Spotlight: The Arizona Partnership for Immunization
Partners and Programs in the Spotlight
The Arizona Partnerships for Immunization (TAPI) is a non-profit statewide coalition that was formed in response to the alarming fact that in 1993, only 43% of Arizona’s two-year-olds were fully immunized against preventable childhood diseases like measles, mumps, polio and whooping cough.
TAPI reached another defining moment with the introduction of the HPV vaccine in 2006. A vaccine to prevent HPV-related cancers shined a spotlight on the high rates of cervical cancer in Arizona. After the vaccine had been in use for a few years, Arizona still had low rates of HPV vaccine coverage. TAPI has responded to this problem by making a strong push to increase HPV vaccine uptake among Arizona preteens and teens.
TAPI’s “Protect Me with 3” campaign directed at parents of 11-12 year olds gives parents simple, actionable steps to protect their children from serious diseases including HPV-related cancers. The campaign frames the HPV vaccine as a routine vaccine that all preteens need for protection and communicates to parents that getting their children immunized is as simple as one, two, three.
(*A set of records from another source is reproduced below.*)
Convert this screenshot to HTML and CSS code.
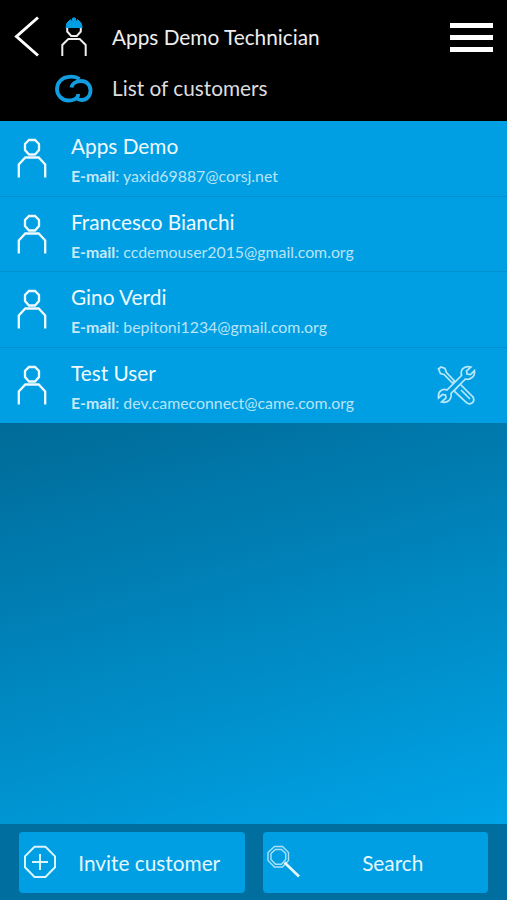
FILE: index.html
```html
<!DOCTYPE html>
<html lang="en">
<head>
<meta charset="utf-8">
<title>List of customers</title>
<link rel="stylesheet" href="styles.css">
</head>
<body>
<svg class="defs" width="0" height="0" aria-hidden="true">
  <symbol id="person" viewBox="0 0 32 44">
    <path d="M13 3h6l4 4v6l-4 4.500h-6L9 13V7zM2.800 40.500V27.500l6.500-7h13.400l6.500 7v13"/>
  </symbol>
</svg>
<div class="app">
  <header class="header">
    <div class="bar">
      <svg class="back" viewBox="0 0 28 44"><path d="M25 3.500 3.500 22.500 25 41.500"/></svg>
      <svg class="worker" viewBox="0 0 32 44">
        <path class="line" d="M9.200 12v4.500l4 4.500h5.600l4-4.500V12M4.300 41V30l6-6h11.400l6 6v11"/>
        <path class="helmet" d="M8 12.500 9 8l3.500-3.500 1.500 3 .7-4.500h2.600l.7 4.500 1.500-3L23 8l1.200 4.500z"/>
      </svg>
      <h1 class="name">Apps Demo Technician</h1>
      <div class="menu"><i></i><i></i><i></i></div>
    </div>
    <div class="bar sub">
      <svg class="logo" viewBox="0 0 40 32"><path d="M25.500 7C22 4.600 18 4.300 14.500 4.900 8 5.500 3 10.500 3 17s5 11.500 11.500 11.500c5 0 8-1.500 9.500-4.500v-2"/><path d="M17.500 15.500c.5-4 5-6.500 9.500-6.500 5.500 0 9.500 4 9.500 9.500S32.500 28 27.500 28c-2 0-3.500-.5-5-1.500"/></svg>
      <h2 class="name">List of customers</h2>
    </div>
  </header>
  <ul class="list">
    <li class="row"><svg class="person"><use href="#person"/></svg><div class="info"><div class="title">Apps Demo</div><div class="mail"><b>E-mail</b>: yaxid69887@corsj.net</div></div></li>
    <li class="row"><svg class="person"><use href="#person"/></svg><div class="info"><div class="title">Francesco Bianchi</div><div class="mail"><b>E-mail</b>: ccdemouser2015@gmail.com.org</div></div></li>
    <li class="row"><svg class="person"><use href="#person"/></svg><div class="info"><div class="title">Gino Verdi</div><div class="mail"><b>E-mail</b>: bepitoni1234@gmail.com.org</div></div></li>
    <li class="row"><svg class="person"><use href="#person"/></svg><div class="info"><div class="title">Test User</div><div class="mail"><b>E-mail</b>: dev.cameconnect@came.com.org</div></div>
      <svg class="tools" viewBox="0 0 40 40">
        <path d="M2.500 4 5 2l4 1.500 1.500 4L18.500 16l-2 2-8.500-8.500-3.500-1zM24 19l13 13q2 4-1 6t-5.500-.5L18 26zM25 25l9 9"/>
        <path class="wrench" d="M25.500 10.500Q24 5 28.500 2.500 31.500 1 35 2l-4.500 4 .5 3 3.500.5L38.500 5.500q.5 5-2.500 7-3 2.500-6.500 1.500L15 28.500q1 4-2 7-3 2.500-7.500 1.500L10 33l-.5-3-3-.5L2.500 33q-.5-5 2-7 3-2.500 6.500-1z"/>
      </svg>
    </li>
  </ul>
  <main class="space"></main>
  <footer class="footer">
    <button class="btn"><svg class="bicon" viewBox="0 0 36 36"><path d="M12.500 2.800h11l9.500 9.500v11L23.500 33h-11L3 23.300v-11zM18 10v16M10 18h16"/></svg><span>Invite customer</span></button>
    <button class="btn"><svg class="bicon search" viewBox="0 0 36 36"><path d="M8.500 2.500h8L22.500 8.500v8l-6 6.500h-8L2 16.500v-8z"/><path d="M9.500 5.500h6L19.700 9.500v6l-4.200 4.700h-6L5 15.500v-6z"/><path class="handle" d="M18.500 18.500 33 32.500"/></svg><span>Search</span></button>
  </footer>
</div>
</body>
</html>
```
FILE: styles.css
```css
* { box-sizing: border-box; }
body { margin: 0; font-family: Lato, "Liberation Sans", sans-serif; color: #fff; }
svg { display: block; flex: none; fill: none; stroke: #fff; stroke-width: 2; }
.defs { position: absolute; }
.app { width: 507px; height: 900px; display: flex; flex-direction: column; overflow: hidden; }
.header { height: 121px; flex: none; background: #000; padding-top: 12px; }
.bar { display: flex; height: 50px; padding: 0 14px 0 13px; align-items: center; }
.back { width: 28px; height: 44px; margin-top: -2px; stroke-width: 3; }
.worker { width: 32px; height: 44px; margin-left: 17px; }
.worker .line { stroke: #eee; }
.helmet { fill: #009fe3; stroke: #009fe3; stroke-width: 1; }
.name { margin: 0 0 0 22px; font-size: 20.8px; line-height: 30px; font-weight: 400; color: #eee; white-space: nowrap; }
.menu { margin-left: auto; width: 43px; display: flex; flex-direction: column; gap: 7px; }
.menu i { height: 5px; background: #fff; }
.sub { padding-top: 1px; }
.sub .logo { width: 40px; height: 32px; margin-left: 41px; stroke: #129de0; stroke-width: 3.8; }
.sub .name { margin-left: 18px; color: #ddd; }
.list { list-style: none; margin: 0; padding: 0; flex: none; background: #009fe3; }
.row { height: 75.6px; display: flex; border-bottom: 1.5px solid #0090cf; padding: 0 31px 0 16px; }
.row:last-child { border-bottom: 0; }
.person { width: 32px; height: 44px; margin-top: 16px; stroke-width: 2.3; stroke: #effaff; }
.info { margin-left: 23px; padding-top: 10px; white-space: nowrap; }
.title { font-size: 20.8px; line-height: 29px; color: #effaff; }
.mail { font-size: 15.85px; line-height: 22px; margin-top: 5px; color: #b9e4f8; }
.mail b { color: #c7e9f9; }
.tools { width: 40px; height: 40px; margin: 17px 0 0 auto; stroke: #b9e7fb; stroke-width: 1.7; }
.tools .wrench { fill: #009fe3; }
.space { flex: 1; background: linear-gradient(165deg, #006b98 0%, #007eb3 35%, #00a4e8 100%); }
.footer { height: 76px; flex: none; display: flex; gap: 18px; padding: 8px 19px; background: #006f9f; }
.btn { flex: 1; height: 61px; display: flex; align-items: center; padding: 0 4px 0 3px; border: 0; border-radius: 4px; background: #009fe3; color: #e4f8ff; font: 20.8px Lato, "Liberation Sans", sans-serif; }
.btn span { flex: 1; text-align: center; white-space: nowrap; }
.bicon { width: 36px; height: 36px; margin-top: -1px; stroke: #d9f5ff; }
.search { stroke-width: 1.4; stroke: #a9e0f8; }
.search .handle { stroke-width: 2.6; stroke: #e4f8ff; }
```
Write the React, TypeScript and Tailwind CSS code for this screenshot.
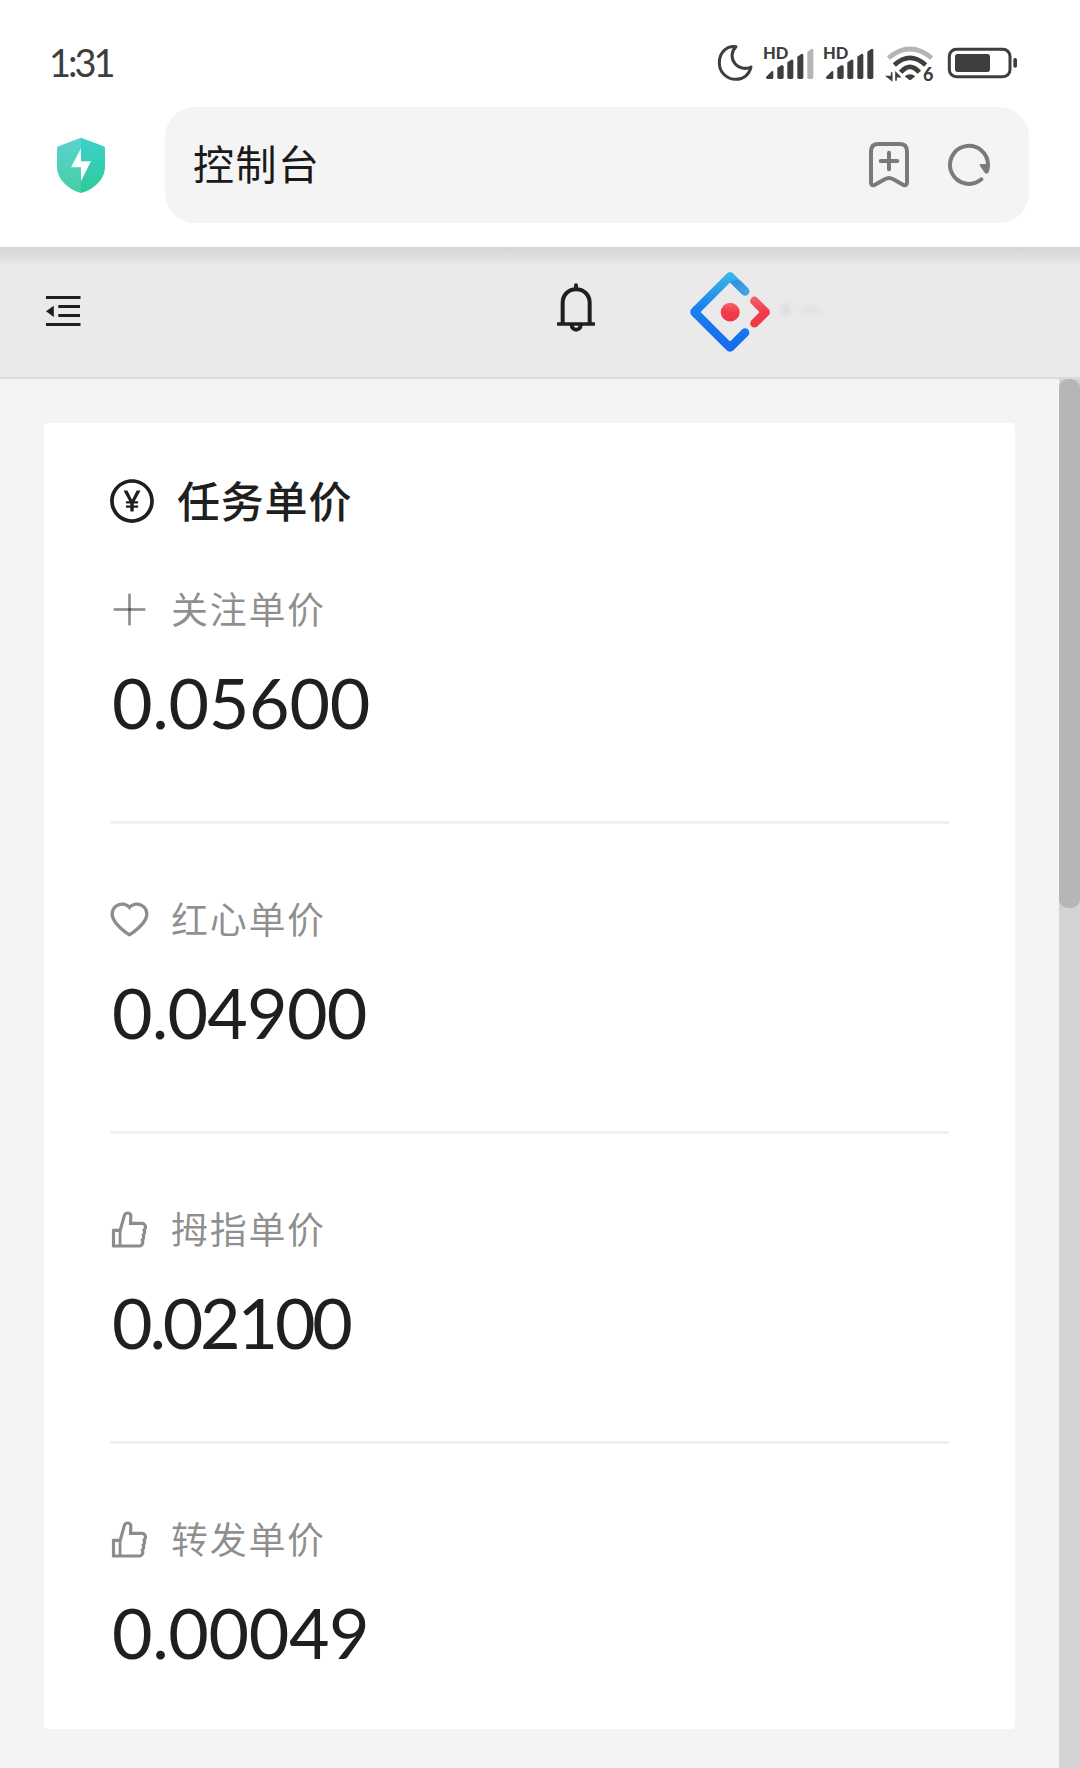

Preteens need one dose of the Tdap vaccine, two doses of the meningococcal vaccine, and three doses of the HPV vaccine.
“We learned from community feedback that parents in our population don’t want a long conversation with their child’s doctor about the HPV vaccine,” said Jennifer Tinney, program director of TAPI. Parents simply want clear and concise messages about the role the HPV vaccine plays in preventing cancer, she said.
One of the things TAPI has done to incentivize providers to immunize their adolescent patients is to provide awards to office practices that administer the Tdap vaccine and both doses of the meningococcal vaccine to 90 percent of their 15-year-old patients.
This year, TAPI has altered the eligibility requirements, so that providers must have administered the first dose of the HPV vaccine to 90 percent of their 15-year-old patients in addition to the Tdap and meningococcal vaccines. Next year, Tinney said that requirement will change to two doses of HPV vaccine, and the year after that, it will change to three doses until it becomes the norm for healthcare providers to give their adolescent patients full protection from HPV.
“When you have a high percentage of adolescents receiving the Tdap and meningococcal vaccines and significantly lower rates of HPV vaccine uptake, it’s obvious there have been missed opportunities,” said Tinney.
TAPI has also used continuing medical education and lunch and learn seminars to educate doctors and other healthcare professionals on the HPV vaccine.
Moving forward, Tinney said she would like to see more focus on the HPV vaccine in schools. Schools will often send home reminders to parents to get their child the Tdap and meningococcal vaccines but omit the HPV vaccine from those reminders. This sets the HPV vaccine apart from the other two vaccines, which makes parents think it’s not as important as the other two vaccines, said Tinney.
“When you ask kids if they want an extra three shots, of course they’re going to say no,” said Tinney. “But if they go in with the expectation of receiving those shots, there aren’t any surprises.”